I did start out thinking this wasn’t really worth writing about, but a storyline started to occur to me and now I think it’ll be running through the strip for a while, so stay tuned. I plan to do a couple of storylines running concurrently, so they might take a while to finish, but hopefully they’ll be worth it.
I do like the idea of telling longer stories in this short strip format, because it’s fun to me to take something so rigid and see how far it can bend. Of course, long storylines in daily strips are nothing new. Dick Tracy in the ’30′s was doing massive stories that today would probably be considered “graphic novels” but at the time were doled out a few panels per installment. Today, though, the strip format seems to have gotten so set that you’re a little bit shocked when anything out of the ordinary is done with it. We’re conditioned to a degree to expect an exact rhythm of setup, beat, punchline. If the joke happens in the penultimate panel, you’ll probably go back and reread it to figure out if you missed something. I think that we’re not too far away from two daily cartoonists doing the exact same joke as one another without even realizing it. There are already Zits strips that do Calvin and Hobbes jokes almost panel-for-panel, but I’m not sure how “accidental” that actually is. The difference between the two is that Zits has lolled in its own refuse for years content to repeat in different fashions the basic concept, “Isn’t it funny how teenagers are lazy and say stupid things?” while Bill Watterson is a genius who could be working with a nub of yellow crayon and a discarded cheeseburger wrapper and would still manage to transcend and say something profound and entertaining. Then again, Get Fuzzy is nearly always a few panels of Bucky saying something mean, Satchel saying something stupid, and Rob expressing exasperation over it, and I love Get Fuzzy, so maybe there’s something enjoyable and useful in repetition. The best comics like that are a little bit like watching different artists cover an old blues song. You can hear a million different people sing Stack A Lee, and it gets more interesting the more it’s done, because you want to find out if there’s anyplace new to take it. And then you can be the Dixie Chicks molesting Landslide. It really all depends on how it’s done.
Anyway. I love Satchel. Buck too. Can’t they just all be happy? Maybe in their own way they are.
I kind of view that final panel as a big goodbye wave to anybody who might have had lingering doubts about whether they wanted to read my comics. I like it, though.
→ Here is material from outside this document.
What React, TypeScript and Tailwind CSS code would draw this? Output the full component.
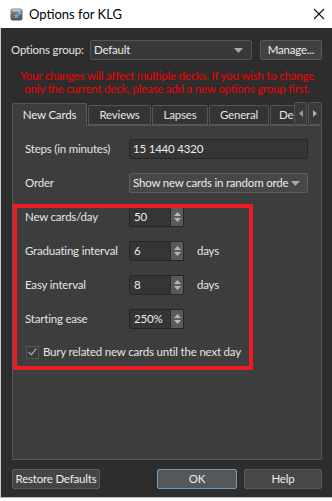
import React from "react";

const font = { fontFamily: "Lato, 'Noto Sans', sans-serif" };

function SpinArrows() {
  return (
    <div className="w-[13px] h-full bg-[#5a5a5a] border-l border-[#2a2a2a] flex flex-col items-center justify-center gap-[2px]">
      <svg width="7" height="4" viewBox="0 0 7 4"><path d="M0 4 L3.5 0 L7 4 Z" fill="#b8b8b8" /></svg>
      <svg width="7" height="4" viewBox="0 0 7 4"><path d="M0 0 L3.5 4 L7 0 Z" fill="#b8b8b8" /></svg>
    </div>
  );
}

function Spin({ value, suffix }: { value: string; suffix?: string }) {
  return (
    <div className="flex items-center h-[20px]">
      <div className="w-[55px] h-[20px] rounded-[2px] border border-[#262626] bg-[#353535] flex items-stretch overflow-hidden">
        <div className="flex-1 pl-[4px] flex items-center text-[#ececec]">{value}</div>
        <SpinArrows />
      </div>
      {suffix && <span className="ml-[13px] text-[#e4e4e4]">{suffix}</span>}
    </div>
  );
}

function Row({ label, children }: { label: string; children: React.ReactNode }) {
  return (
    <div className="flex items-center h-[20px]">
      <div className="w-[104px] text-[#e4e4e4]">{label}</div>
      {children}
    </div>
  );
}

function DownArrow() {
  return (
    <svg width="9" height="5" viewBox="0 0 9 5"><path d="M0 0 L4.5 5 L9 0 Z" fill="#a8a8a8" /></svg>
  );
}

export default function App() {
  return (
    <div className="w-[332px] h-[501px] flex flex-col bg-white text-[11.5px] tracking-[-0.2px] leading-[14px] whitespace-nowrap overflow-hidden" style={font}>
      {/* title bar */}
      <div className="h-[28px] flex items-center bg-white shrink-0">
        <div className="ml-[10px] w-[13px] h-[13px]">
          <svg width="13" height="13" viewBox="0 0 13 13">
            <defs>
              <linearGradient id="g" x1="0" y1="0" x2="0" y2="1">
                <stop offset="0" stopColor="#8a8f96" />
                <stop offset="1" stopColor="#4c5057" />
              </linearGradient>
            </defs>
            <rect x="0.5" y="0.5" width="12" height="12" rx="2.5" fill="url(#g)" />
            <rect x="2" y="1.5" width="9" height="2" rx="1" fill="#c9ccd0" />
            <path d="M6.5 5 L7.3 7 L9.4 7.1 L7.8 8.4 L8.3 10.5 L6.5 9.3 L4.7 10.5 L5.2 8.4 L3.6 7.1 L5.7 7 Z" fill="#5ab0ee" />
            <path d="M9.5 3.5 L10 4.6 L11.1 4.7 L10.3 5.4 L10.5 6.5 L9.5 5.9 L8.5 6.5 L8.7 5.4 L7.9 4.7 L9 4.6 Z" fill="#8fd0ff" />
          </svg>
        </div>
        <span className="ml-[6px] text-[13px] tracking-normal text-black">Options for KLG</span>
        <div className="ml-auto mr-[7px] w-[12px] h-[12px]">
          <svg width="12" height="12" viewBox="0 0 12 12">
            <path d="M1 1 L11 11 M11 1 L1 11" stroke="#111" strokeWidth="1.1" />
          </svg>
        </div>
      </div>

      {/* dark body */}
      <div className="h-[469px] shrink-0 bg-[#2d2d2e] border-l border-[#c9c9c9] flex flex-col pl-[11px] pr-[10px]">
        <div className="mt-[12px] flex items-center h-[20px]">
          <span className="text-[#e4e4e4] w-[79px] -ml-[1px]">Options group:</span>
          <div className="w-[162px] h-[20px] rounded-[2px] border border-[#555] bg-[#383838] flex items-center pl-[3px] pr-[8px] text-[#ececec]">
            <span className="flex-1">Default</span>
            <DownArrow />
          </div>
          <div className="ml-[8px] w-[62px] h-[20px] rounded-[2px] border border-[#585858] bg-[#414141] flex items-center justify-center text-[#ececec]">
            Manage...
          </div>
        </div>

        <div className="mt-[9px] flex flex-col items-center text-[#f00000] leading-[13px]">
          <span>Your changes will affect multiple decks. If you wish to change</span>
          <span>only the current deck, please add a new options group first.</span>
        </div>

        {/* tabs */}
        <div className="mt-[7px] flex items-end h-[23px]">
          <div className="w-[75px] h-[23px] bg-[#3d3d3d] border border-b-0 border-[#585858] rounded-t-[2px] flex items-center justify-center text-[#ececec] relative z-10 -mb-[1px] pb-[1px]">New Cards</div>
          <div className="ml-[1px] w-[63px] h-[20px] bg-[#343434] border border-[#555] rounded-t-[2px] flex items-center justify-center text-[#e4e4e4]">Reviews</div>
          <div className="ml-[1px] w-[56px] h-[20px] bg-[#343434] border border-[#555] rounded-t-[2px] flex items-center justify-center text-[#e4e4e4]">Lapses</div>
          <div className="ml-[1px] w-[60px] h-[20px] bg-[#343434] border border-[#555] rounded-t-[2px] flex items-center justify-center text-[#e4e4e4]">General</div>
          <div className="ml-[1px] w-[24px] h-[20px] bg-[#343434] border border-r-0 border-[#555] rounded-tl-[2px] flex items-center pl-[8px] text-[#e4e4e4] overflow-hidden">De</div>
          <div className="self-start w-[13px] h-[23px] bg-[#3a3a3a] border border-[#555] rounded-[2px] flex items-center justify-center">
            <svg width="4" height="7" viewBox="0 0 4 7"><path d="M4 0 L0 3.5 L4 7 Z" fill="#9a9a9a" /></svg>
          </div>
          <div className="self-start ml-[1px] w-[14px] h-[23px] bg-[#3a3a3a] border border-[#555] rounded-[2px] flex items-center justify-center">
            <svg width="4" height="7" viewBox="0 0 4 7"><path d="M0 0 L4 3.5 L0 7 Z" fill="#b0b0b0" /></svg>
          </div>
        </div>

        {/* panel */}
        <div className="relative h-[335px] shrink-0 bg-[#3d3d3d] border border-[#585858] pl-[12px] pt-[13px] flex flex-col gap-[14px]">
          <Row label="Steps (in minutes)">
            <div className="w-[179px] h-[20px] rounded-[2px] border border-[#262626] bg-[#353535] flex items-center pl-[3px] text-[#ececec]">15 1440 4320</div>
          </Row>
          <Row label="Order">
            <div className="w-[179px] h-[20px] rounded-[2px] border border-[#5c5c5c] bg-[#474747] flex items-center pl-[3px] pr-[7px] text-[#ececec] overflow-hidden">
              <span className="flex-1 overflow-hidden">Show new cards in random orde</span>
              <DownArrow />
            </div>
          </Row>
          <Row label="New cards/day"><Spin value="50" /></Row>
          <Row label="Graduating interval"><Spin value="6" suffix="days" /></Row>
          <Row label="Easy interval"><Spin value="8" suffix="days" /></Row>
          <Row label="Starting ease"><Spin value="250%" /></Row>
          <div className="flex items-center h-[20px] -mt-[1px]">
            <div className="w-[13px] h-[13px] ml-[1px] border border-[#555] bg-[#3a3a3a] flex items-center justify-center">
              <svg width="9" height="8" viewBox="0 0 9 8"><path d="M0.8 4.2 L3.3 6.8 L8.2 0.6" stroke="#a0a0a0" strokeWidth="1.4" fill="none" /></svg>
            </div>
            <span className="ml-[4px] text-[#e4e4e4]">Bury related new cards until the next day</span>
          </div>
          <div className="absolute left-[0px] top-[78px] w-[240px] h-[166px] border-[4px] border-[#ed1c24]" />
        </div>

        {/* buttons */}
        <div className="mt-[9px] flex items-center h-[20px]">
          <div className="w-[88px] h-[20px] rounded-[2px] border border-[#5a5a5a] bg-[#444] flex items-center justify-center text-[#ececec]">Restore Defaults</div>
          <div className="ml-[57px] w-[80px] h-[20px] rounded-[2px] border border-[#6d9bbd] bg-[#555759] flex items-center justify-center text-[#ececec]">OK</div>
          <div className="ml-[7px] w-[78px] h-[20px] rounded-[2px] border border-[#5a5a5a] bg-[#474747] flex items-center justify-center text-[#ececec]">Help</div>
        </div>
      </div>
      <div className="h-[4px] bg-white shrink-0 border-t border-[#bbb]" />
    </div>
  );
}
It’s always fascinating to me the things people do and say during sex, and all the things in the sexual panels of these stories are things that have actually been said to me.
OK, so my computer decided to completely die on me last week, and that’s complicated scanning and posting and all that stuff. For the moment, I’m using a friend’s computer, and trying to keep stuff coming. As far as this page goes, hm, I think I’ll let it speak for itself.
Five of the guys on this page were drawn from photographs of guys that I’ve actually messed around with (Though not drawn in scenarios that actually occurred.) Who doesn’t wish they were me?
The title of this comic comes from a comment a friend of mine made to me a while ago. I woke up one Saturday remembering vaguely that I’d spent the previous evening in some clubs and had more than a bit to drink. That Sunday, I got a text from the friend in question that read, “Sober yet?” Apparently, I’d been pretty wasted.
“Was I that fucked up?” I asked.
“Lol. You were a hot mess.”
“What’s that mean? ‘Hot mess?’ ” Being gay I know that it shocks people, but I don’t read a lot of Perez Hilton or devote too much attention to the lesbian exploits of Lindsay Lohan, so I’d never come across the phrase.
“It means that you would’ve been hot, but you were a really fucking mess,” I was informed.
I felt like the description summed up a lot about the last couple of years of my life.
I’ve been trying to get this story together because I decided at some point that I wanted to call the first eventual trade paperback collection of my comics Hot Mess for that reason, and I’ve been trying to get together material to submit for a grant that has an October submission deadline. Trying to figure out how to explain my comics and what some of my goals for them include has forced me to organize them in my thoughts a bit more than I had. I’ve already mentioned on here bits and pieces of information about it, as in, “Oh, this drawing is for,” whatever issue, and so on, but now, if anybody’s curious, I feel ready to lay out a bit of the master plan, and maybe some of my past posts will have a little bit more context.
This title piece, Hot Mess, is intended for inclusion in an issue that I want to call Tales of… SELF INDULGENCE! and that will hopefully indulge a little bit of my interest in old EC and other horror comics. I have a couple of other pieces already started at different stages for this. My first two single issues, give or take, will probably fill out the back matter of Hot Mess, and I’m starting to refer to them, collectively, as Odds and Beginnings. The story Roll With It that I posted on here a while ago, along with some other bits and pieces that I’ve posted at different times, are meant to be included in, “It’s Like Heaven” , which is named with a quote from an Allen Ginsberg poem and meant to comprise some of my musings about my recent romantic misadventures. Then there’s, “Thought Dreams”, which some of you might recognize as being named with a Bob Dylan lyric. I’ll say more about what this one will include later on. There’s also, “Marchin’ To the City”, which is named with another Dylan lyric. That one is meant to include a partial origin of Rickets the Robot, and is something that I’ve given a lot of thought to. All together, these issues with some additions and rearrangement will hopefully comprise a sort of autobiography of part of my life, and will be Hot Mess.
One of my first real attempts at coloring stuff in Photoshop, so I think it turned out alright. If you don’t recognize what the bear’s quote is a reference to, get off my website and go read Calvin and Hobbes, ’cause you’re kinda culturally illiterate until you do!